What are the most valuable aspects of working with young people in a creative context?

There are not a lot of options for students, especially underprivileged youth in NYC, to take part in creative programs that truly give them a voice and make them feel important. Historically, funding for such programs are always the first to be cut, so I feel like the value of my work with youth is tremendous and will guide our future because they are the leaders of tomorrow.

What are the most validating aspects of being a storyteller?

I think when it comes to films and even documentaries, your main tool is empathy. The closer and more involved you are with the story, the characters the better the outcome. One of the most important responsibilitie for you is making people feel--not only feelings, but a place, a time--any type of art to be honest. Thats the most validating for me, the fact that I see people are feeling what I felt or anything close to it.

I think when it comes to films and even documentaries, your main tool is empathy. The closer and more involved you are with the story, the characters the better the outcome.

Were you ever discouraged from being an artist?

Nah never, my older brothers were artists as well, as well as my father. My mom is a teacher, so discouragement didn’t really exist, my parents really provided a great space for me to follow my dreams, even to this day.

What else is on the horizon? What is your big goal for 2013 and beyond?

Hopefully we get East WillyB fully funded or picked up and we can continue the telling our stories through a couple of seasons.
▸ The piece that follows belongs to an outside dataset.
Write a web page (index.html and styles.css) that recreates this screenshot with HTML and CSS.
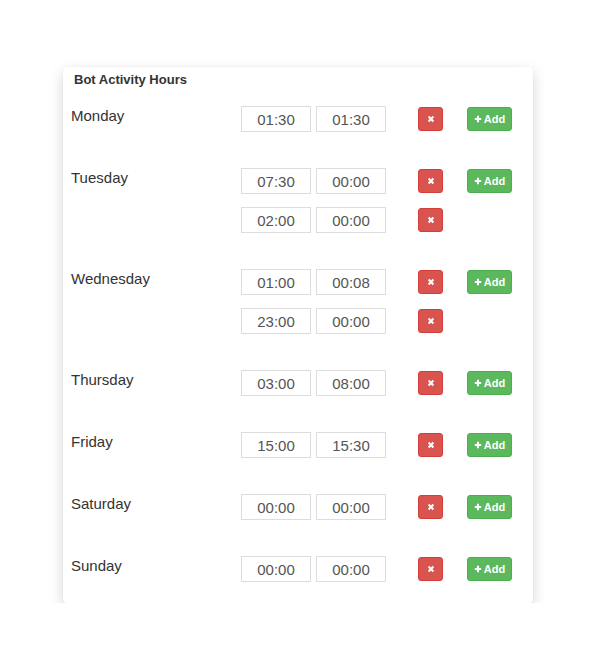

Also I've got a lot great things going down at Fresthetic, my boutique gallery in Williamsburg. We have a great lineup of artists showing this year and more products. As always everyone is looking forward to this summer for our annual Makossa Brooklyn Cookout with DJ Wonway Posibul.

I'm also looking forward to what my students create this year with all the developments I have been guiding them through. Its always exciting to see youth take advantage the great resources we provide them and watching them develop and find their voice.